= Balwinder Rana =

Indian-British anti-racism activist

Balwinder Singh Rana (born 1947) is an Indian-British anti-racism and anti-fascism activist. He was a cofounder and the first president of the Indian Youth Federation in Gravesend, the first Indian youth organisation in the UK.

==Life==
Originally from Punjab, India, Balwinder Rana moved to the United Kingdom aged 16, in December 1963. He joined his father and two older brothers to live in Gravesend, Kent. He spent five years working in factories, experiencing constant casual racism. While studying for his A Levels at Gravesend College, he remembers an upsurge in racism after Enoch Powell's 1968 Rivers of Blood speech.

Rana and other students set up the Indian Youth Federation in Gravesend in 1969, combining its public launch with Indian Independence Day celebrations. The group invited the local MP, mayor, and councillors, as well as those in professions with a reputation for making racist decisions: bank managers, headteachers and railway staff. The group helped inspire South Asians to set up Asian Youth Movements elsewhere in Britain through the 1970s and 1980s - for example, in Sheffield, Bradford, Birmingham and Luton.

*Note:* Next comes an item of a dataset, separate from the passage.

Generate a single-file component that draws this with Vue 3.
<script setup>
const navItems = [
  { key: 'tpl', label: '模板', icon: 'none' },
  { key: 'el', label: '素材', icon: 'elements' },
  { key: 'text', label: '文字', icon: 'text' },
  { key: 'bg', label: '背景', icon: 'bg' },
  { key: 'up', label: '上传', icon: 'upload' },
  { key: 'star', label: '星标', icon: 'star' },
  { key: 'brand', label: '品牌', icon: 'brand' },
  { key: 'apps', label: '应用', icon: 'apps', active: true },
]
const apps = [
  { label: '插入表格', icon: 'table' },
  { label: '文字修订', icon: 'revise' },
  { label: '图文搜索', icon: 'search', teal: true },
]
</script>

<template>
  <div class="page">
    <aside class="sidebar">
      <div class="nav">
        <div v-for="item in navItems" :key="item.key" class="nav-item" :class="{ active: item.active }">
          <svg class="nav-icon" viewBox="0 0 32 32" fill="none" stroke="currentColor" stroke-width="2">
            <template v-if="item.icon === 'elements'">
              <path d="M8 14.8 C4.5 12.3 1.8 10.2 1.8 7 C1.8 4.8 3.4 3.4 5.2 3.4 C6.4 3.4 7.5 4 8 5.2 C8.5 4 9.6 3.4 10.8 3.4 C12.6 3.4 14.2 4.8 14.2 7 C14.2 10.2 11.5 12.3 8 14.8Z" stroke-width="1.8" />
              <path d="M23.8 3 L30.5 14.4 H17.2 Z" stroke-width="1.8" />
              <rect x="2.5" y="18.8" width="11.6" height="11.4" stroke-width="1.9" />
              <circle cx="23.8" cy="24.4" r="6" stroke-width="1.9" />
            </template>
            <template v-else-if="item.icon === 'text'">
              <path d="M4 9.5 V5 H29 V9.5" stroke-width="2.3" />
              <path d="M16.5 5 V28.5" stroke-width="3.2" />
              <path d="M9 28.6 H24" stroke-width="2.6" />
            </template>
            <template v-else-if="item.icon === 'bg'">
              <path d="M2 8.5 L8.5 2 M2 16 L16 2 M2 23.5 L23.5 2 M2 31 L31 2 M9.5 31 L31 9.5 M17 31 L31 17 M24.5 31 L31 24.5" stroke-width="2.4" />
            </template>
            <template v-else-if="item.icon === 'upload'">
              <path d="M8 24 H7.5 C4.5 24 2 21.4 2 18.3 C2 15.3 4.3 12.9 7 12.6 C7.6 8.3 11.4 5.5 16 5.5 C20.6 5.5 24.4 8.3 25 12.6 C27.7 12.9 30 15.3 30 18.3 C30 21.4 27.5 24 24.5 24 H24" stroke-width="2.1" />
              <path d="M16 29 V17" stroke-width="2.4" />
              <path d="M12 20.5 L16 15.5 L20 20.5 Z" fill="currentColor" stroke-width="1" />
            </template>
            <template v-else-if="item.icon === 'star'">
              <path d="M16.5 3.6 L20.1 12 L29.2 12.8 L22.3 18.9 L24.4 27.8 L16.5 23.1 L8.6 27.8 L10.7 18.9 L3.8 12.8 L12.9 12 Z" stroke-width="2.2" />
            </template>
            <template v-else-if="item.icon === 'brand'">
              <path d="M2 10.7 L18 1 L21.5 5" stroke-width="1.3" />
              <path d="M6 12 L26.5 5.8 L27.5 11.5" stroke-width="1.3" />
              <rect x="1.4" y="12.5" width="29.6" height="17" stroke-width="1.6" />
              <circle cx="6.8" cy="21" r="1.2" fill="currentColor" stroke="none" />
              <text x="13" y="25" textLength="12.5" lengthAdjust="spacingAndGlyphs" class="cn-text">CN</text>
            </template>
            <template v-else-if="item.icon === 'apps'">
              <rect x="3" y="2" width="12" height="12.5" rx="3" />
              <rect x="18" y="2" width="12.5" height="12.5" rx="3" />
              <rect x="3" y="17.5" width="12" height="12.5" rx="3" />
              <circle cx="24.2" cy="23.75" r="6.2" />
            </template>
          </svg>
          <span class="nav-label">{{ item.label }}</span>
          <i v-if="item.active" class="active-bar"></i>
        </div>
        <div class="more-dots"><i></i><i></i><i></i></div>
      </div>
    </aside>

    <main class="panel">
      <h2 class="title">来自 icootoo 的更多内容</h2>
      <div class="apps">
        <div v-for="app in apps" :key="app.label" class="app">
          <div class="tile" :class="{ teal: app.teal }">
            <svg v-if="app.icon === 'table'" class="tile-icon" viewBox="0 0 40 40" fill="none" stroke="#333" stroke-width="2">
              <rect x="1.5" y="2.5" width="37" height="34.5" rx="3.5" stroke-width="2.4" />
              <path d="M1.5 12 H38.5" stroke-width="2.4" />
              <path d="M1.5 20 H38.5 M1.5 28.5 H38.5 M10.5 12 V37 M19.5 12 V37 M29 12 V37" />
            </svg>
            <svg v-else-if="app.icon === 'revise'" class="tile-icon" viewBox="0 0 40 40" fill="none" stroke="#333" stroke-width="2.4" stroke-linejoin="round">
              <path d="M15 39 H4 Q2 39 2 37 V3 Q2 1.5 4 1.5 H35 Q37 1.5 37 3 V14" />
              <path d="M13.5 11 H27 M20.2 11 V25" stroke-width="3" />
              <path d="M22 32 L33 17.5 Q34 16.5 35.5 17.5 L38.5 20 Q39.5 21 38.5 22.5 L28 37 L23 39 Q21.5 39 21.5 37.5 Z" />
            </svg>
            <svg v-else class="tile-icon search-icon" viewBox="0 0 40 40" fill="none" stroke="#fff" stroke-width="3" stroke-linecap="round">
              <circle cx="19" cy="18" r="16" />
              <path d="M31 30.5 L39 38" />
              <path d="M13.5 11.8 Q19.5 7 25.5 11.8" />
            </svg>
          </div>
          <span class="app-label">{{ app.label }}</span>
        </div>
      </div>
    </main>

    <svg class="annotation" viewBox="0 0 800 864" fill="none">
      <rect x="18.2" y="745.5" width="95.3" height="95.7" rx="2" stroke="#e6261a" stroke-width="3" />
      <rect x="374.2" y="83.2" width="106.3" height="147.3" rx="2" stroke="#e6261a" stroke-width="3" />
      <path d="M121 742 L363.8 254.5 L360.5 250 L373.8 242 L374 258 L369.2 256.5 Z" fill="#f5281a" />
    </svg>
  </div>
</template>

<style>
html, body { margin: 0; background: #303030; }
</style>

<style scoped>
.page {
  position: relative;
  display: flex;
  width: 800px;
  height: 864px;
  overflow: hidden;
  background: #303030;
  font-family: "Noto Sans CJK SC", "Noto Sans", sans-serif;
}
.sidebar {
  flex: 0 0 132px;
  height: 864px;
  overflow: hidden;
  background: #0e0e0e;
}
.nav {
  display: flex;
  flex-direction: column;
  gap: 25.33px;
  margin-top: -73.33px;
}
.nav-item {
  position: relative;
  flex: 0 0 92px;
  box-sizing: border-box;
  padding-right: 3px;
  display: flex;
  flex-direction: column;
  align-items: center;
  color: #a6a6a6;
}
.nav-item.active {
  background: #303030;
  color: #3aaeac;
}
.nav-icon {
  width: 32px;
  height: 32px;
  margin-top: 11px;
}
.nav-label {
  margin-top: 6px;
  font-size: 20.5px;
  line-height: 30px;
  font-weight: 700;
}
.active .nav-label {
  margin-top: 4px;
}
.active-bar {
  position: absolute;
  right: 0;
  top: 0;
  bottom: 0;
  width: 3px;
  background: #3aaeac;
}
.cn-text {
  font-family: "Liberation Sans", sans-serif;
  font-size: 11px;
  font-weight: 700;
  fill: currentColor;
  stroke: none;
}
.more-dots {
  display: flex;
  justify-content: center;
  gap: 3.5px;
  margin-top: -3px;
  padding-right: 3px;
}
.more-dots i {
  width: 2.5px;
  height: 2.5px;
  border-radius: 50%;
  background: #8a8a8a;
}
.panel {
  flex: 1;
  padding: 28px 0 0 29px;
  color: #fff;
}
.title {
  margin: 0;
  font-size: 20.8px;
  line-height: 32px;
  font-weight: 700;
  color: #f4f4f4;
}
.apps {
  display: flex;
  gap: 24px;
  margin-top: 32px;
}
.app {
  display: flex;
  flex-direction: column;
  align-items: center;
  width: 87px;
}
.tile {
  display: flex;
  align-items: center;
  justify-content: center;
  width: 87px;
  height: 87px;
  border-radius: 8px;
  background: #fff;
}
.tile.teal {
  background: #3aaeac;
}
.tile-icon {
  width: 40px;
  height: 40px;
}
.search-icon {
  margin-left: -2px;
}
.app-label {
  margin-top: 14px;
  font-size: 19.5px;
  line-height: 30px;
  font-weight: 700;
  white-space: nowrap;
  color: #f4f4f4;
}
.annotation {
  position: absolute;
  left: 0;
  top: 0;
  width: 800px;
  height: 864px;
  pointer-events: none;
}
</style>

Rana joined the Anti-Nazi League in 1977. He took part in the Battle of Lewisham, and went on to work full-time for the Anti-Nazi League. He was present at the 1993 Welling riots. He later helped to set up Sikhs Against the English Defence League, and to organize a 2011 Luton counter-demonstration against the EDL. In October 2018 Rana joined an Anti-Nazi League against the Democratic Football Lads Alliance:

That's the first time I'd seen 1,500 fascists [...] It’s important that people in communities know what’s happening and realise it’s not something that happened in the past. It’s happening right now.